Young film-makers based in Wellington (dubbed the Aro Valley movement) made a series of feature-length narrative dramas, which they edited and assembled on computer editing suites. Often based on extended takes, works such as Uncomfortable comfortable (1999) by Campbell Walker and Shifter (2000) by Colin Hodson were about unsustainable relationships.

Nova Paul's This is not dying (2010) was based on filmed studies of daily life around her marae, Maungarongo, under the mountain Whatitiri. Observing food preparation, leisure and interaction in communal space, Paul's original 16-mm images were later transformed by an optical printing technique called three-colour separation into a series of vivid, evocative after-images.

Techniques

M. D. Brown's seldom-seen 8-mm dramas On the low shore (2001) and Falling out (2004) were explorations of memory and youth. Alternating passages of black with recollected images of friends and encounters, they unravelled as late-night ruminations. Also adopting the monologue, Gabriel White made a number of travelogues characterised by a stream-of-consciousness address to camera.

The diverse styles of Alex Monteith's surrealist film Pause the rising tide (2000) and feature-length documentary Chapter and verse (2001) marked her as one of the strongest and most diverse voices in experimental film. Her subsequent work focused primarily on gallery-based video installations. In 2011 a 35-mm short film, 2.5 kilometre mono action for a mirage, marked her brief return to cinema.

The 2010s

Sean Grattan's HADHAD (2012) and Carmen San Diego out of work and on the run (2011) were ambitious explorations of contemporary malaise.
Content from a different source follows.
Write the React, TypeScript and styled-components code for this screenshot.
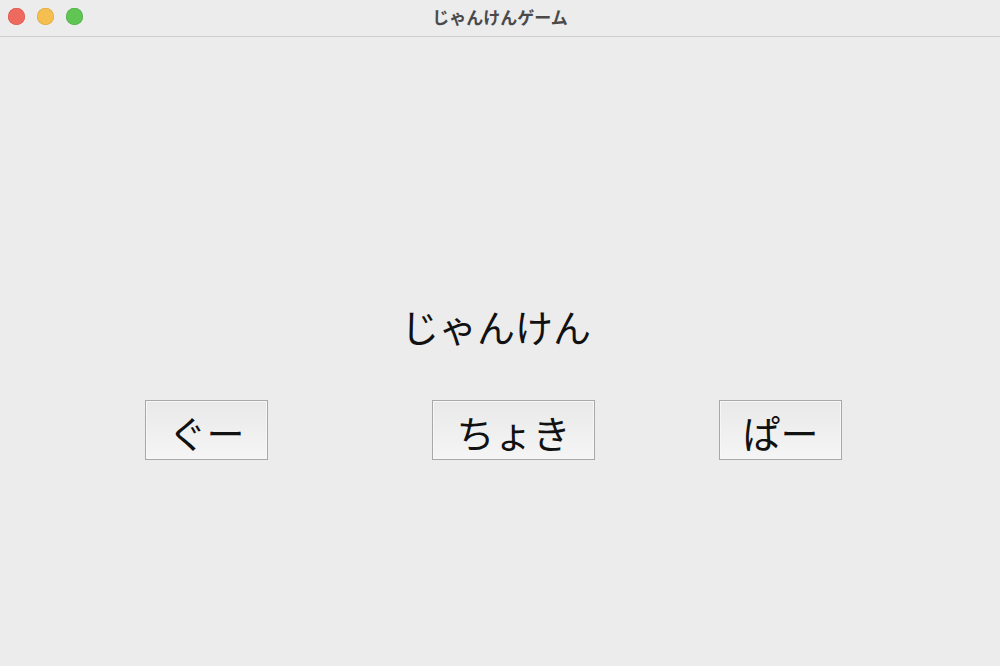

Shot in the United States, they featured characters drawn from suburbia and Hollywood whose cultural systems threatened to collapse inward.

Berlin-based Andrew de Freitas made a number of 16-mm film and video works which challenge the audience’s perceptions of everyday places and activities.

Photographer turned film-maker Gavin Hipkins made a number of short works that adapted 19th-century literary references to contemporary settings. The quarry (2013) addressed the post-earthquake reconstruction of Christchurch, with a voiceover based on the writings of John Ruskin.

Sorawit Songsataya is an artist situated between post-medium and post-internet art. He combines available online footage, documentary, music and films with footage he has shot himself.


Institutional support

Historically the experimental film community has suffered from stuttering institutional support.

Alternative Cinema

Alternative Cinema, an Auckland film-makers’ co-operative (1972–86), offered a workspace, equipment, a magazine and collegial engagement. A smaller film-makers’ co-operative was set up in Christchurch in 1973.

Government support

Creative New Zealand (which provides government funding for the arts) funded The Moving Image Centre in Auckland (1993–2011). The centre offered staff, space and public programming for ‘the promotion of creative media arts’.1

Various government funding schemes for independent film-making came and went.

Ngā Taonga Sound & Vision

The New Zealand Film Archive, which became part of Ngā Taonga in 2014, holds copies of most of New Zealand's experimental films, but in 2014 many of those works remained uncatalogued. Many existed only as primary material, awaiting preservation and duplication within their original film medium and transfer to contemporary digital formats that would make them more available for research or study.

Lack of support

A lack of institutional support meant that over the years many film-makers ceased to produce films, overwhelmed by cost, lack of screening opportunities and lack of critical response. Others, like Alex Monteith, decided to work predominantly in video. Some film-makers were supported by galleries.

Those who worked in art schools, universities or polytechnics got time and financial support, as their film work counted as research. Others, such as Martin Rumsby and Gabriel White, continued to work alone or in close co-operatives, operating on small budgets.

Some film-makers have expanded their practice, working across multiple screens, mixed media, or making work that can be experienced by the casual visitor at any point in a looped presentation.

A comprehensive history of New Zealand experimental film is yet to be written.

CIRCUIT

In 2012 CIRCUIT Artist Film and Video Aotearoa New Zealand was set up by Creative New Zealand. It was dedicated to distribution of works, research and professional artist development.

An experimental film future?

The term ‘experimental film’ suggests techniques and materials forged in the 19th and 20th centuries. In the 2014 it was debateable whether the term was still relevant; many experimental film-makers had emerged from the context of contemporary art, often moving between film and digital platforms, or combining the moving image with object-based installation in physical spaces.